A moins de 100 mètres du forage en cause, Jean-Baptiste assure qu'"à ce jour", il n'a rien constaté sur sa maison. "J'ai appris qu'elle bougeait", sourit le jeune homme, "mais le vrai problème, c'est que plus aucune maison de Lochwiller ne peut se vendre: je rembourse un emprunt pour une maison qui n'a plus de valeur".
Mais cela n'empêche visiblement pas les curieux d'affluer. "C'est devenu une balade en famille, le dimanche, après le repas, on va voir les fissures de Lochwiller", déplore-t-il.
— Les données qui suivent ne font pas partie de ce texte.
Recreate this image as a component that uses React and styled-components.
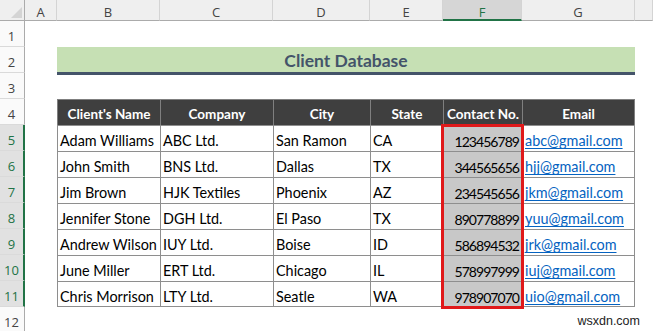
import React from "react";
import styled, { createGlobalStyle } from "styled-components";

const GlobalStyle = createGlobalStyle`
  html, body { margin: 0; padding: 0; background: #ffffff; }
  body { font-family: Lato, "Liberation Sans", sans-serif; }
  * { box-sizing: border-box; }
`;

const TABLE_COLS = "103px 113px 97px 73px 79px 113px";

const Sheet = styled.div`
  display: grid;
  grid-template-columns: 25px 32px ${TABLE_COLS} 1fr;
  grid-template-rows: 21px repeat(12, 26px);
  width: 653px;
  height: 331px;
  overflow: hidden;
  background: #ffffff;
`;

const Corner = styled.div`
  grid-column: 1;
  grid-row: 1;
  background: #efefef;
  border-right: 1px solid #ababab;
  border-bottom: 1px solid #ababab;
  display: flex;
  justify-content: flex-end;
  align-items: flex-end;
  padding: 0 2px 2px 0;
`;

const ColHeader = styled.div`
  grid-row: 1;
  grid-column: ${(p) => p.$col};
  background: ${(p) => (p.$active ? "#d6d6d6" : "#efefef")};
  color: ${(p) => (p.$active ? "#217346" : "#444444")};
  border-right: 1px solid #d4d4d4;
  border-bottom: ${(p) => (p.$active ? "2px solid #217346" : "1px solid #ababab")};
  font-family: "Open Sans", sans-serif;
  font-size: 13px;
  line-height: 1;
  display: flex;
  justify-content: center;
  align-items: center;
  padding-top: 5px;
`;

const RowHeader = styled.div`
  grid-column: 1;
  grid-row: ${(p) => p.$row};
  background: ${(p) => (p.$active ? "#e1e1e1" : "#fafafa")};
  color: ${(p) => (p.$active ? "#217346" : "#444444")};
  border-bottom: 1px solid #dadada;
  border-right: ${(p) => (p.$active ? "2px solid #217346" : "1px solid #ababab")};
  font-family: "Open Sans", sans-serif;
  font-size: 13px;
  line-height: 1;
  display: flex;
  justify-content: center;
  align-items: flex-end;
  padding: 0 ${(p) => (p.$active ? "0" : "1px")} 3px 0;
`;

const Title = styled.div`
  grid-column: 3 / 9;
  grid-row: 3;
  align-self: start;
  height: 28px;
  background: #c6e0b4;
  border-bottom: 3px solid #44546a;
  color: #44546a;
  font-family: Lato, sans-serif;
  font-weight: 700;
  font-size: 17.5px;
  display: flex;
  align-items: center;
  justify-content: center;
  padding-top: 1px;
`;

const Table = styled.div`
  grid-column: 3 / 9;
  grid-row: 5 / 13;
  display: grid;
  grid-template-columns: ${TABLE_COLS};
  grid-auto-rows: 26px;
  font-family: Lato, sans-serif;
  font-size: 14.4px;
`;

const HeadCell = styled.div`
  background: #3f3f3f;
  color: #ffffff;
  font-weight: 700;
  font-size: 13.5px;
  border-left: 1px solid #7f7f7f;
  border-top: 1px solid #7f7f7f;
  border-right: ${(p) => (p.$last ? "1px solid #7f7f7f" : "none")};
  display: flex;
  align-items: center;
  justify-content: center;
  white-space: nowrap;
  padding-top: 3px;
`;

const Cell = styled.div`
  grid-column: ${(p) => p.$col};
  grid-row: ${(p) => p.$row};
  background: ${(p) => (p.$shade ? "#c8c8c8" : "#ffffff")};
  color: #000000;
  border-left: 1px solid #8e8e8e;
  border-top: 1px solid #8e8e8e;
  border-right: ${(p) => (p.$last ? "1px solid #8e8e8e" : "none")};
  border-bottom: ${(p) => (p.$lastRow ? "1px solid #8e8e8e" : "none")};
  display: flex;
  align-items: flex-end;
  justify-content: ${(p) => (p.$right ? "flex-end" : "flex-start")};
  padding: 0 ${(p) => (p.$right ? "3px" : "0")} ${(p) => (p.$lastRow ? "0" : "1px")} ${(p) => (p.$right ? "0" : "2px")};
  white-space: nowrap;
  overflow: visible;
  line-height: 1.15;
`;

const Digits = styled.span`
  font-size: 14px;
  letter-spacing: -0.95px;
`;

const Link = styled.a`
  color: #0563c1;
  text-decoration: underline;
  text-underline-offset: 2px;
`;

const Selection = styled.div`
  grid-column: 5;
  grid-row: 2 / 9;
  margin: -1px -2px -2px -2px;
  border: 3px solid #e0191a;
  pointer-events: none;
  z-index: 2;
`;

const Watermark = styled.div`
  grid-column: 8 / 10;
  grid-row: 13;
  display: flex;
  justify-content: flex-end;
  align-items: flex-end;
  padding: 0 13px 5px 0;
  font-family: "Liberation Sans", Arial, sans-serif;
  font-size: 12.5px;
  color: #222222;
`;

const COLS = ["A", "B", "C", "D", "E", "F", "G", ""];
const HEADERS = ["Client's Name", "Company", "City", "State", "Contact No.", "Email"];
const ROWS = [
  ["Adam Williams", "ABC Ltd.", "San Ramon", "CA", "123456789", "abc@gmail.com"],
  ["John Smith", "BNS Ltd.", "Dallas", "TX", "344565656", "hjj@gmail.com"],
  ["Jim Brown", "HJK Textiles", "Phoenix", "AZ", "234545656", "jkm@gmail.com"],
  ["Jennifer Stone", "DGH Ltd.", "El Paso", "TX", "890778899", "yuu@gmail.com"],
  ["Andrew Wilson", "IUY Ltd.", "Boise", "ID", "586894532", "jrk@gmail.com"],
  ["June Miller", "ERT Ltd.", "Chicago", "IL", "578997999", "iuj@gmail.com"],
  ["Chris Morrison", "LTY Ltd.", "Seatle", "WA", "978907070", "uio@gmail.com"],
];

export default function App() {
  return (
    <>
      <GlobalStyle />
      <Sheet>
        <Corner>
          <svg width="11" height="11" viewBox="0 0 11 11">
            <polygon points="11,0 11,11 0,11" fill="#d4d4d4" />
          </svg>
        </Corner>
        {COLS.map((c, i) => (
          <ColHeader key={i} $col={i + 2} $active={c === "F"}>
            {c}
          </ColHeader>
        ))}
        {Array.from({ length: 12 }, (_, i) => (
          <RowHeader key={i} $row={i + 2} $active={i + 1 >= 5 && i + 1 <= 11}>
            {i + 1}
          </RowHeader>
        ))}
        <Title>Client Database</Title>
        <Table>
          {HEADERS.map((h, i) => (
            <HeadCell key={h} $last={i === HEADERS.length - 1}>
              {h}
            </HeadCell>
          ))}
          {ROWS.map((r, ri) =>
            r.map((v, ci) => (
              <Cell
                key={ri + "-" + ci}
                $col={ci + 1}
                $row={ri + 2}
                $right={ci === 4}
                $shade={ci === 4}
                $last={ci === 5}
                $lastRow={ri === ROWS.length - 1}
              >
                {ci === 5 ? (
                  <Link href="#">{v}</Link>
                ) : ci === 4 ? (
                  <Digits>{v}</Digits>
                ) : (
                  v
                )}
              </Cell>
            ))
          )}
          <Selection />
        </Table>
        <Watermark>wsxdn.com</Watermark>
      </Sheet>
    </>
  );
}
Dans une rue parallèle, le maire, Jean-Marie Storck, ne tient pas à s'exprimer avant la fin des expertises judiciaires. Eprouvé par cette affaire qui met un coup d'arrêt à la croissance de son village, il assure avoir saisi "toutes les autorités compétentes".
Une note de l'expert judiciaire mandaté par la justice esquisse une solution: obturer tous les terrains autour du forage pour mettre fin aux remontées d'eau. Mais rien ne garantit que l'opération règlerait le problème, précise-t-il.
Et surtout, qui paierait? "Que ce soit la commune, l'Etat, les foreurs ou le chauffagiste, il va bien falloir trouver qui est responsable, parce que les assurances des habitants ne prennent rien en charge", s'impatiente M. Matjeka.